● TASK REQUIREMENTS: Pull every line of the entries that has the word "this".

● MATERIAL SHOWN:
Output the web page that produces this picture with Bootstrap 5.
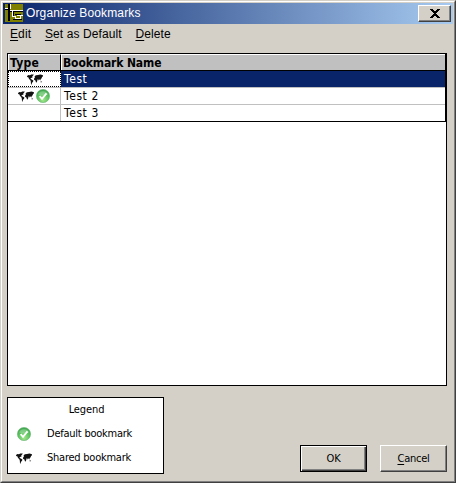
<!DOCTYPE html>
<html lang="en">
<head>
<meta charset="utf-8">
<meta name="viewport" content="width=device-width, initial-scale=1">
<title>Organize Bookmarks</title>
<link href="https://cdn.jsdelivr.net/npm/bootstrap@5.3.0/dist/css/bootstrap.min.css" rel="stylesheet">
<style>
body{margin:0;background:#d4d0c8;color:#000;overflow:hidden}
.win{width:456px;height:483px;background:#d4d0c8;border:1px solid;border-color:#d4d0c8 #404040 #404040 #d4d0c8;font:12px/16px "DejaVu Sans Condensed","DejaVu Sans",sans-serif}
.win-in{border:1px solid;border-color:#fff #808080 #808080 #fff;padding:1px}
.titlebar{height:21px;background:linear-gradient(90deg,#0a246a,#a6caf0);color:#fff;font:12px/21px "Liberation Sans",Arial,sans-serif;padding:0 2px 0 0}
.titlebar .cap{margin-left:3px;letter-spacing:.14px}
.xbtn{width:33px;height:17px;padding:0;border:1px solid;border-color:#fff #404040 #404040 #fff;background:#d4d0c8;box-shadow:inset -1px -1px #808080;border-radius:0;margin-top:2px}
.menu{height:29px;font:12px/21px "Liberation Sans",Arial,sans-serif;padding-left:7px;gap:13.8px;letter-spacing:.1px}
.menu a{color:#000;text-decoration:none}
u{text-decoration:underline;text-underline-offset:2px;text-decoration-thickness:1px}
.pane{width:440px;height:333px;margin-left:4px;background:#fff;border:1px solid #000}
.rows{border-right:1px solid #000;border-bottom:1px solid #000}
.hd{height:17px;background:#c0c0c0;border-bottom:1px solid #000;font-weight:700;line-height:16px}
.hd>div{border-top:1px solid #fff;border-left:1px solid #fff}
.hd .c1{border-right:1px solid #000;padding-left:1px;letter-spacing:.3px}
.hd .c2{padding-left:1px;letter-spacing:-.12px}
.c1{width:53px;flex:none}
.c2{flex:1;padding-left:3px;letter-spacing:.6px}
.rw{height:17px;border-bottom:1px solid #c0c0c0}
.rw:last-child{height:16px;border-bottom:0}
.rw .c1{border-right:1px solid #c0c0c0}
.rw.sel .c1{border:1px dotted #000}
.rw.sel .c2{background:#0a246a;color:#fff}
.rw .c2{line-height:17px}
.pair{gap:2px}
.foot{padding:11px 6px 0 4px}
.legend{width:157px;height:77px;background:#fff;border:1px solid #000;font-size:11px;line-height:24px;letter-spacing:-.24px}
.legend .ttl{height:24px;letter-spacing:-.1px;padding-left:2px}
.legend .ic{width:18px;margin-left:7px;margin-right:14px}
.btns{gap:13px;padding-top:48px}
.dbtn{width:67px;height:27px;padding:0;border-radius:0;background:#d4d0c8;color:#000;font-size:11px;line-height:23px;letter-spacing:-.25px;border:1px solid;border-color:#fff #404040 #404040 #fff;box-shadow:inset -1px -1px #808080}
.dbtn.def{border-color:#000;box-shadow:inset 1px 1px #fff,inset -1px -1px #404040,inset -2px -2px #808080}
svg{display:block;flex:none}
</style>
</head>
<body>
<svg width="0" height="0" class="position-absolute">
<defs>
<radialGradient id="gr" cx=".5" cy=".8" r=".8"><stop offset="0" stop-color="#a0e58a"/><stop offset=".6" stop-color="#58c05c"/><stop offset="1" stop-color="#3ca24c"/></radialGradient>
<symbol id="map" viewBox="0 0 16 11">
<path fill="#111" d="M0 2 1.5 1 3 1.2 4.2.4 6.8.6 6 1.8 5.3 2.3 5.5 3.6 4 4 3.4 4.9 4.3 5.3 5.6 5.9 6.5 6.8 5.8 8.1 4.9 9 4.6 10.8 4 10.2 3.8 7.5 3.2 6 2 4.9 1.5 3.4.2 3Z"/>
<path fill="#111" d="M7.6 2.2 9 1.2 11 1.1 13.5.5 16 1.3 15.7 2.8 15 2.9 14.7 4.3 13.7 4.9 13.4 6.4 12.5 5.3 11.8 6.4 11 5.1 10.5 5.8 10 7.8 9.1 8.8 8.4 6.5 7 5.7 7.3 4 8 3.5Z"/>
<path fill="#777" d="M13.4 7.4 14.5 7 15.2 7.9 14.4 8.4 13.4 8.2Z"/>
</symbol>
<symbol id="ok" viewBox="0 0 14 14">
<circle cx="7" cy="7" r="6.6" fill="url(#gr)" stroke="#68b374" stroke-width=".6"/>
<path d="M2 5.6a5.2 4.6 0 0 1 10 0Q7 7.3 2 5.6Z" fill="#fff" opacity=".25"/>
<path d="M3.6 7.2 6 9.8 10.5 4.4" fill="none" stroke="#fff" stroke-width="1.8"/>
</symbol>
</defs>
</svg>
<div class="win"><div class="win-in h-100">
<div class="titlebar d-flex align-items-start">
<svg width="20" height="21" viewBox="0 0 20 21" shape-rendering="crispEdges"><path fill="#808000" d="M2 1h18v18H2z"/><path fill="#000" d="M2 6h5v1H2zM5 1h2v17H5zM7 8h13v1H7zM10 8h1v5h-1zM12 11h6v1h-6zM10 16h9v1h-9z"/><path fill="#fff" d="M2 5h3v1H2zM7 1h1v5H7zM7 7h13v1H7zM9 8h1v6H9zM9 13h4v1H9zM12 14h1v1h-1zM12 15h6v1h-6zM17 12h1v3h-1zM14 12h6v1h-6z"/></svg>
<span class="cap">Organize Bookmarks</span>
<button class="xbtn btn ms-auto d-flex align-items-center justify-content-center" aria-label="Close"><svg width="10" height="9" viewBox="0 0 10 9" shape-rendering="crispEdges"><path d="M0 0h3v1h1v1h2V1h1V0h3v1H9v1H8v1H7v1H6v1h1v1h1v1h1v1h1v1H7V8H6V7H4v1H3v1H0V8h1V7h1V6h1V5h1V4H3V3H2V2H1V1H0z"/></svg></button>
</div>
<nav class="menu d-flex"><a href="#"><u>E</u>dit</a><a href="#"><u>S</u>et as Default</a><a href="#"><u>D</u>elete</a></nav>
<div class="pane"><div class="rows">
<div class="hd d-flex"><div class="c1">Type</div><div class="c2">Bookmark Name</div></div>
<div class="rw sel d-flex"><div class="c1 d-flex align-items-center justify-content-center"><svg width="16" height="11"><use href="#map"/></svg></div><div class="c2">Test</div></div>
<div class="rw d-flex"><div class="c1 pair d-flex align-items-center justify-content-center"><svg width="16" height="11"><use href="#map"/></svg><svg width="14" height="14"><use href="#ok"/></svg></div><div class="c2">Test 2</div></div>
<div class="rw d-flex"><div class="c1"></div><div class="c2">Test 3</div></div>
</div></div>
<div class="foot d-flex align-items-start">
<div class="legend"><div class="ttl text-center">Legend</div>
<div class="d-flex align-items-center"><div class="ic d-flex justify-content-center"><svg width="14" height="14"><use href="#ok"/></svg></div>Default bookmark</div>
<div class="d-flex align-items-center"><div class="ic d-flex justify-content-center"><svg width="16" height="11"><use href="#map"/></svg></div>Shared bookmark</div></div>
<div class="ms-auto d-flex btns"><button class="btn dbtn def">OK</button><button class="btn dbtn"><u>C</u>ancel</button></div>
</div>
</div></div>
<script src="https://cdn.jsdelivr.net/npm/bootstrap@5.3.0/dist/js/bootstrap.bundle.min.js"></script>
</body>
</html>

---

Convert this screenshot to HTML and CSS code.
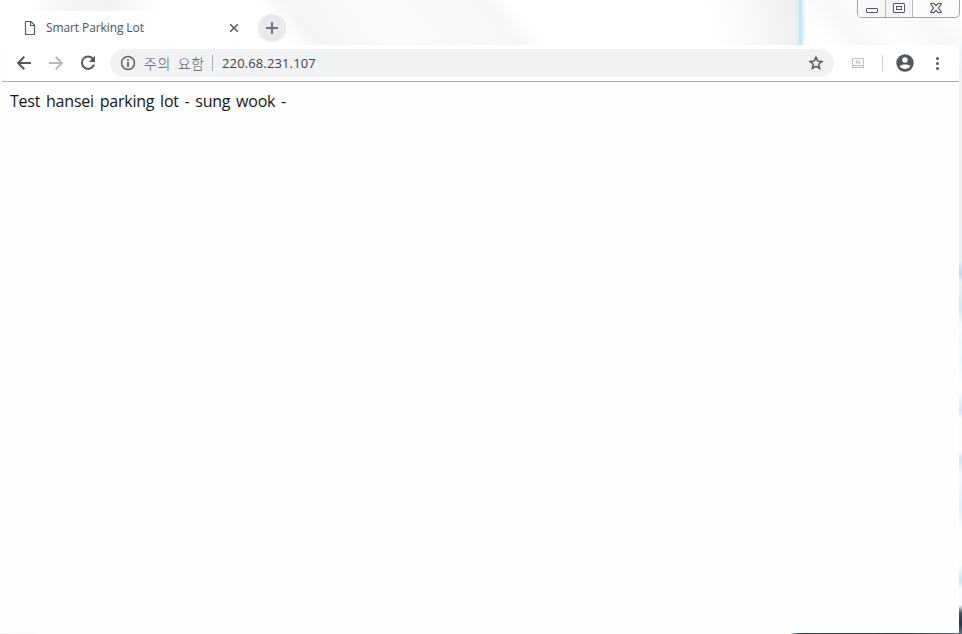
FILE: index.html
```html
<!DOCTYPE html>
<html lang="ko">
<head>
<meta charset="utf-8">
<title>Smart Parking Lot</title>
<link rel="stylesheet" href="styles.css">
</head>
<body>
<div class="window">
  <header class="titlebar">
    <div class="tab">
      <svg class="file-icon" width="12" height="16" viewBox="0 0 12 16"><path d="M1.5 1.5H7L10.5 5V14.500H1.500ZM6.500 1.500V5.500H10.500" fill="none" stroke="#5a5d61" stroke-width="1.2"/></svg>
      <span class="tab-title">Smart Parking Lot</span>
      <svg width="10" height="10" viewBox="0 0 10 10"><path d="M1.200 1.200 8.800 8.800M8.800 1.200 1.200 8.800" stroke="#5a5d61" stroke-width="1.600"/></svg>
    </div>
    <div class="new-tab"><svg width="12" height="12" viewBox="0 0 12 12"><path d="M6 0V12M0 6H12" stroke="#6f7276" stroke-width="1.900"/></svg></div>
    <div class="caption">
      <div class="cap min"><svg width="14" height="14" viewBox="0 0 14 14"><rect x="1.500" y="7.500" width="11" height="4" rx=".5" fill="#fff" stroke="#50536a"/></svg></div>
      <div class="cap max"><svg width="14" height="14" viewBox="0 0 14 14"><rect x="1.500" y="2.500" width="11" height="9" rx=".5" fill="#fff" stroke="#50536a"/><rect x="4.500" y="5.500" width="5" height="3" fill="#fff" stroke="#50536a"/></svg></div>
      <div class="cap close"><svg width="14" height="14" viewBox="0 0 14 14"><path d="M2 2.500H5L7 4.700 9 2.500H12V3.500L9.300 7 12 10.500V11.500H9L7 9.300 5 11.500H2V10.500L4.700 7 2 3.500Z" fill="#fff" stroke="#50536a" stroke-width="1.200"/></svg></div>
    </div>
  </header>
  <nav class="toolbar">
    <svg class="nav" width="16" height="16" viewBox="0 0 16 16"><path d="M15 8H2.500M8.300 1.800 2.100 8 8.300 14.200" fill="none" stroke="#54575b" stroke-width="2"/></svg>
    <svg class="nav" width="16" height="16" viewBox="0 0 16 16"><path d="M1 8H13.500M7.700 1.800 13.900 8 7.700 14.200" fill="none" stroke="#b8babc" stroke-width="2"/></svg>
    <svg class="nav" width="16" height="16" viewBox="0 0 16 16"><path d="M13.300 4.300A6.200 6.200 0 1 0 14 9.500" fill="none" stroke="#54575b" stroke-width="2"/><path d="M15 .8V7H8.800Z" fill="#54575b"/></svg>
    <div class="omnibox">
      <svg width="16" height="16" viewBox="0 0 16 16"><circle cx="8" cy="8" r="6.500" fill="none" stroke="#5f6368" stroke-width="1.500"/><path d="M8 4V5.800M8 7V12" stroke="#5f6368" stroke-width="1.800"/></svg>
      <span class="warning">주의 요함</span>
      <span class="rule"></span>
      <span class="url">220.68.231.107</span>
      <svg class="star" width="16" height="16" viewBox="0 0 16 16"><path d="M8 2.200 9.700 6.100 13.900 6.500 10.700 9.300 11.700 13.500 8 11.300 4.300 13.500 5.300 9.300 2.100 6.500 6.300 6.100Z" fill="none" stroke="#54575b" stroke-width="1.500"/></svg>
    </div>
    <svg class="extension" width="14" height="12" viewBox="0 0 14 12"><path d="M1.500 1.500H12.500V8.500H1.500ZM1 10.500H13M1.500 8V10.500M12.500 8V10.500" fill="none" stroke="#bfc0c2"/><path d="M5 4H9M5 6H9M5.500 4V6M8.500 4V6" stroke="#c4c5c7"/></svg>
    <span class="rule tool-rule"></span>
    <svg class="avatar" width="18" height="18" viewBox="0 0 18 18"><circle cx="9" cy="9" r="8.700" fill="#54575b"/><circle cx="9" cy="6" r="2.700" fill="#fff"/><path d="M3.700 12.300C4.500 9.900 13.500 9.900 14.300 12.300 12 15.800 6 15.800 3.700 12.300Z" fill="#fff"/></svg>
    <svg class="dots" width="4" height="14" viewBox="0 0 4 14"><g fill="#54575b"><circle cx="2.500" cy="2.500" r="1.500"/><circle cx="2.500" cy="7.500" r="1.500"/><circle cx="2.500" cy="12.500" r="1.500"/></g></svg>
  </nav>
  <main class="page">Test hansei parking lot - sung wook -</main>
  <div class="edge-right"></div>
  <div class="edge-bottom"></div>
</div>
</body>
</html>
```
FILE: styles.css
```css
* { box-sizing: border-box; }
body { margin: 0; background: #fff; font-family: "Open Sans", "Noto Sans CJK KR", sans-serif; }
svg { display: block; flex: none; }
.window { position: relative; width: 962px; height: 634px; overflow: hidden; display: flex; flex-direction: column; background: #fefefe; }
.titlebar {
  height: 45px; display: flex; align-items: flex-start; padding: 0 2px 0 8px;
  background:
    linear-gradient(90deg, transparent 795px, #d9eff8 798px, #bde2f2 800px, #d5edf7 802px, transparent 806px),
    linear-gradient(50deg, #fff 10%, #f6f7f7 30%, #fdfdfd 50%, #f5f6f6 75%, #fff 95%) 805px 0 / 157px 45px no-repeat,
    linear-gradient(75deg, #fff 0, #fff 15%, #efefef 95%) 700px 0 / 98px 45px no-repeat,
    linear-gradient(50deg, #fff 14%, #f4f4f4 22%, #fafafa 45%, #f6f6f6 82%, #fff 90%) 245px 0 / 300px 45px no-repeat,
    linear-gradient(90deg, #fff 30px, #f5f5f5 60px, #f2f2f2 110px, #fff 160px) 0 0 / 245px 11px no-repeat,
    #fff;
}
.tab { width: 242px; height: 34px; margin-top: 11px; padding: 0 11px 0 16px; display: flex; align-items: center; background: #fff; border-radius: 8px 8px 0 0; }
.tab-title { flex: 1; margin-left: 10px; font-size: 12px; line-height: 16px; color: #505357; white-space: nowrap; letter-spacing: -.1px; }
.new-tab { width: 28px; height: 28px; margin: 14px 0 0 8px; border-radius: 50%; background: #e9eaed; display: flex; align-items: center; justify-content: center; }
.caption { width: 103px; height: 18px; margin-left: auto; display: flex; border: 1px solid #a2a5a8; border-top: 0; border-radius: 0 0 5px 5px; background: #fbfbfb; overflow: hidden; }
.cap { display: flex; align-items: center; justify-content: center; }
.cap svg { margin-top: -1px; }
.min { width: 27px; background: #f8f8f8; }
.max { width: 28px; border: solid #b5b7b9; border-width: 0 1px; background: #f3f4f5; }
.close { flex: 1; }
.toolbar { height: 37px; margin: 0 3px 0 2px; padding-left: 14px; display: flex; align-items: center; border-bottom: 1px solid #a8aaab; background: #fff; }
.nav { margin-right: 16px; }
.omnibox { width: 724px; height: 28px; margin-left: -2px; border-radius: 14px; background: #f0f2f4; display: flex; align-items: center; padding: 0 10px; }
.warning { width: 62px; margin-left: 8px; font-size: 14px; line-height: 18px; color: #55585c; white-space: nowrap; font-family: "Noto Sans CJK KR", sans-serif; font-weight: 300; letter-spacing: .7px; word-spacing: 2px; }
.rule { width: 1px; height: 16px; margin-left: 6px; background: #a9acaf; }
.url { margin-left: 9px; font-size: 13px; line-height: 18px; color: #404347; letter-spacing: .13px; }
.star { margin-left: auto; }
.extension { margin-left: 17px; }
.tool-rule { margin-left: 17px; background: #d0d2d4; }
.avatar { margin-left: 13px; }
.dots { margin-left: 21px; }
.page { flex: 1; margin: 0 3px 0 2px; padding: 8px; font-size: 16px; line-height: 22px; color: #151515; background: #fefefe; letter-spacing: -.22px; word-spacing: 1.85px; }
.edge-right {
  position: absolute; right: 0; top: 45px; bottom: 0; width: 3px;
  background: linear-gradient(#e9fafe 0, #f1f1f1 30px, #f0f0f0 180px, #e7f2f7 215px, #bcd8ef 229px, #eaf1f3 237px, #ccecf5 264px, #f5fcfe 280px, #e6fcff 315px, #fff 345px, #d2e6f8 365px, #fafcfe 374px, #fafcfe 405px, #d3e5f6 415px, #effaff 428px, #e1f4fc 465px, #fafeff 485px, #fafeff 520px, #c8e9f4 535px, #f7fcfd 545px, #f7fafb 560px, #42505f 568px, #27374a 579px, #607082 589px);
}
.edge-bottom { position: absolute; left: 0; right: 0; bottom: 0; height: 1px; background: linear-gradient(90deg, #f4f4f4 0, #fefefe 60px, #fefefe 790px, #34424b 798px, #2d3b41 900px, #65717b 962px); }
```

● RESPONSE BELOW:
Output the web page that produces this picture with Bootstrap 5.
Convert this screenshot to HTML and CSS code.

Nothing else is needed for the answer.